La respuesta está en una palabra que ha sido tan sobrevalorada como manipulada: vocación. El relato institucional ha romantizado el trabajo del arquitecto como una especie de cruzada artística o social, donde el reconocimiento profesional y la oportunidad de «dejar huella» valen más que una remuneración justa. Esto esta tan normalizado que luego realmente toda la población sigue este cruel ejemplo, dando por sentado que el arquitecto va a realizar su labor por capricho, donde ya dan por entendido que nuestra labor es algo carismático, que presupuestos gratuitos, Nos enfrentamos a una cultura que naturaliza la precariedad hasta el punto de que señalarlo molesta más que ejercerlo. Algunos incluso se ofenden si se lo haces ver esto… Cuanto mas toleramos esto…

Esta narrativa ha sido tan eficaz que ha logrado que miles de arquitectos trabajen gratis durante años de su carrera, convencidos de que así se abren camino. Lo que en realidad ocurre es que se normaliza una explotación sistemática, amparada por el prestigio de trabajar para el Estado. Y aun peor a explotación de estudiantes en despachos haciendo concursos, en lugar de enseñarles la profesión como si tragar y como si la única forma de aprender fuera asumir trabajo duro y repetitivo sin cuestionar nada, es lo único que fuera posible en el menú.

Una estructura de abuso institucionalizada

Este sistema beneficia exclusivamente a la administración pública, obtiene decenas de propuestas de alta calidad sin pagar un solo peso por el trabajo de desarrollo. Además, se permite declarar desiertos los segundos y terceros premios, según le convenga. Y, en muchos casos, ni siquiera garantiza que el proyecto ganador se construya.

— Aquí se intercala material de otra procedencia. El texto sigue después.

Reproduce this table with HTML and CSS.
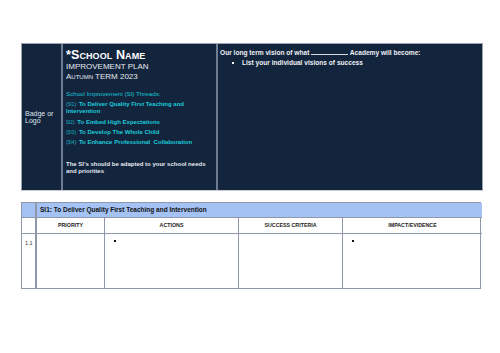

Así, se perpetúa un sistema basado en la precariedad, donde solo el 1% de los participantes accede a un eventual contrato, mientras el resto subsidia con su tiempo y esfuerzo el funcionamiento de la maquinaria estatal. en un mercado donde lo privado tampoco es que se mueva muy allá.

¿Cuál sería una alternativa justa?

Lo mínimo que debería exigirse es:

  • Pago por participación a todos los estudios que cumplan los requisitos de entrega, al menos para cubrir los costos básicos del trabajo realizado.
  • Cubrición total de los gastos de impresión, envió, maquetas, …
  • Obligación legal de adjudicar todos los premios prometidos.
  • Jurados con mayor transparencia y control externo.
  • Auditorías externas cuando se declare un premio «desierto».
  • Compensación por tiempo invertido en cuanto a cuotas de seguros y autónomos

Estas no son propuestas radicales. Son principios básicos de justicia laboral. Porque un concurso público no puede ser una lotería disfrazada de meritocracia.

La dignidad no es opcional

El sistema actual no es una expresión de competencia saludable, ni de vocación. Es un abuso estructural, legalizado y perpetuado por quienes deberían ser los primeros en defender la equidad profesional.

Es hora de que el gremio arquitectónico levante la voz. De que las asociaciones profesionales denuncien esta práctica. Y de que se legisle para que las licitaciones dejen de ser sinónimo de precariedad.

Porque trabajar gratis no es vocación. Es explotación.